There’s no real jockeying for position or extended sequencing, either, because their playing field is a rectangular strip of floor that only allows for the same series of sideways thrusts over and over again. But since all you have to do is touch the other person with your blade to score, it doesn’t really matter. So what you get instead of swordplay is a modified version of one-on-one tag, with foreign objects.
This one is simple. The problem with sailing—and the primary reason it’s listed here— isn’t that its philosophical merits as a true sport are flawed so much as it’s just plain boring as hell to watch. More boring than wrestling. That’s not an opinion. It’s a fact. And, honestly, is it really that big of an honor to win a medal in sailing? How many sailors are there, exactly? Does every yacht club just send their best warrior, like the All Valley Karate Tournament?
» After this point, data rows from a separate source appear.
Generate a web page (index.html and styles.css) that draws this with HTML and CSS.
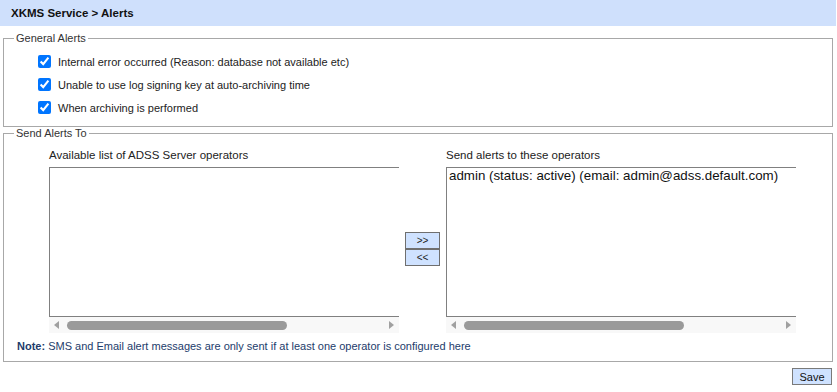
FILE: index.html
```html
<!DOCTYPE html>
<html>
<head>
<meta charset="utf-8">
<link rel="stylesheet" href="styles.css">
</head>
<body>
<div class="header">XKMS Service &gt; Alerts</div>
<fieldset class="box box-general">
  <legend>General Alerts</legend>
  <label class="check-row"><input type="checkbox" checked><span>Internal error occurred (Reason: database not available etc)</span></label>
  <label class="check-row"><input type="checkbox" checked><span>Unable to use log signing key at auto-archiving time</span></label>
  <label class="check-row"><input type="checkbox" checked><span>When archiving is performed</span></label>
</fieldset>
<fieldset class="box box-send">
  <legend>Send Alerts To</legend>
  <div class="lists">
    <div class="list-col">
      <div class="list-label">Available list of ADSS Server operators</div>
      <div class="list-frame">
        <div class="listbox"></div>
        <div class="hscroll">
          <span class="arrow arrow-left"></span>
          <span class="thumb"></span>
          <span class="arrow arrow-right"></span>
        </div>
      </div>
    </div>
    <div class="move-col">
      <button class="move-btn">&gt;&gt;</button>
      <button class="move-btn">&lt;&lt;</button>
    </div>
    <div class="list-col">
      <div class="list-label">Send alerts to these operators</div>
      <div class="list-frame">
        <div class="listbox"><div class="option">admin (status: active) (email: admin@adss.default.com)</div></div>
        <div class="hscroll">
          <span class="arrow arrow-left"></span>
          <span class="thumb"></span>
          <span class="arrow arrow-right"></span>
        </div>
      </div>
    </div>
  </div>
  <div class="note"><b>Note:</b> SMS and Email alert messages are only sent if at least one operator is configured here</div>
</fieldset>
<div class="actions"><button class="save-btn">Save</button></div>
</body>
</html>
```
FILE: styles.css
```css
html, body {
  margin: 0;
  padding: 0;
  background: #fff;
}
body {
  font-family: "Liberation Sans", Arial, sans-serif;
  font-size: 11px;
  color: #222;
  width: 837px;
  height: 392px;
  overflow: hidden;
}
.header {
  height: 26px;
  line-height: 26px;
  background: #cfe0fc;
  padding-left: 11px;
  font-weight: bold;
  font-size: 11.5px;
  color: #111;
  width: 825px;
}
.box {
  border: 1px solid #a8a8a8;
  margin: 0 4px 0 3px;
  padding: 0;
  min-width: 0;
}
.box legend {
  padding: 0 2px;
  margin-left: 10px;
  line-height: 13px;
  font-size: 11px;
  color: #333;
}
.box-general {
  margin-top: 6px;
  padding: 5px 0 7px 0;
}
.check-row {
  display: flex;
  align-items: center;
  height: 23px;
  padding-left: 34px;
}
.check-row input {
  margin: 0 7px 0 0;
  width: 13px;
  height: 13px;
}
.box-send {
  margin-top: 0;
  padding: 0 0 8px 0;
}
.lists {
  display: flex;
  align-items: flex-start;
  margin-top: 8px;
  padding-left: 45px;
}
.list-col {
  width: 350px;
  display: flex;
  flex-direction: column;
}
.list-label {
  height: 14px;
  line-height: 14px;
  font-size: 11.5px;
  margin-bottom: 5px;
}
.list-frame {
  width: 350px;
  overflow: hidden;
}
.listbox {
  width: 500px;
  height: 150px;
  box-sizing: border-box;
  border: 1px solid #808080;
  background: #fff;
}
.option {
  font-size: 13.33px;
  color: #111;
  padding-left: 2px;
  line-height: 16px;
}
.hscroll {
  height: 16px;
  background: #f8f8f8;
  display: flex;
  align-items: center;
}
.arrow {
  width: 0;
  height: 0;
  border-top: 4px solid transparent;
  border-bottom: 4px solid transparent;
}
.arrow-left {
  border-right: 5px solid #a0a0a0;
  margin-left: 5px;
}
.arrow-right {
  border-left: 5px solid #a0a0a0;
  margin-left: auto;
  margin-right: 5px;
}
.thumb {
  width: 220px;
  height: 9px;
  border-radius: 5px;
  background: #9a9a9a;
  margin-left: 8px;
}
.move-col {
  display: flex;
  flex-direction: column;
  padding: 84px 6px 0 6px;
}
.move-btn {
  width: 35px;
  height: 17px;
  margin: 0;
  padding: 0;
  background: #cfe2ff;
  border: 1px solid #6f6f6f;
  font-family: "Liberation Sans", Arial, sans-serif;
  font-size: 10px;
  color: #222;
}
.note {
  margin-top: 6px;
  padding-left: 13px;
  color: #1d3c6b;
  height: 14px;
  line-height: 14px;
}
.actions {
  display: flex;
  justify-content: flex-end;
  padding: 6px 5px 0 0;
}
.save-btn {
  width: 40px;
  height: 17px;
  margin: 0;
  padding: 0;
  background: #cfe2ff;
  border: 1px solid #7a7a7a;
  font-family: "Liberation Sans", Arial, sans-serif;
  font-size: 11px;
  color: #111;
}
```
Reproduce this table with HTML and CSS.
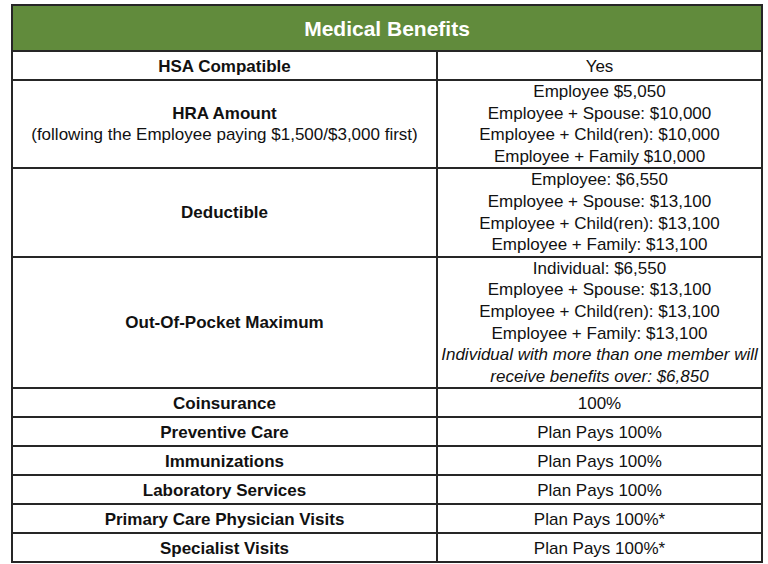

On a more serious note, one might notice that all the activities listed here have something in common: they’re all by-and-large ‘sports’ of privilege that are exclusive to first-world countries. Wrestling is not, and that’s the real tragedy of it being cut. It’s transcendent—neither bound by economics, culture, or politics. Anybody can compete. Anybody can win. That’s what the Olympics are supposed to be about. If the IOC doesn’t mind contradicting its own existence, we don’t mind calling it a total joke.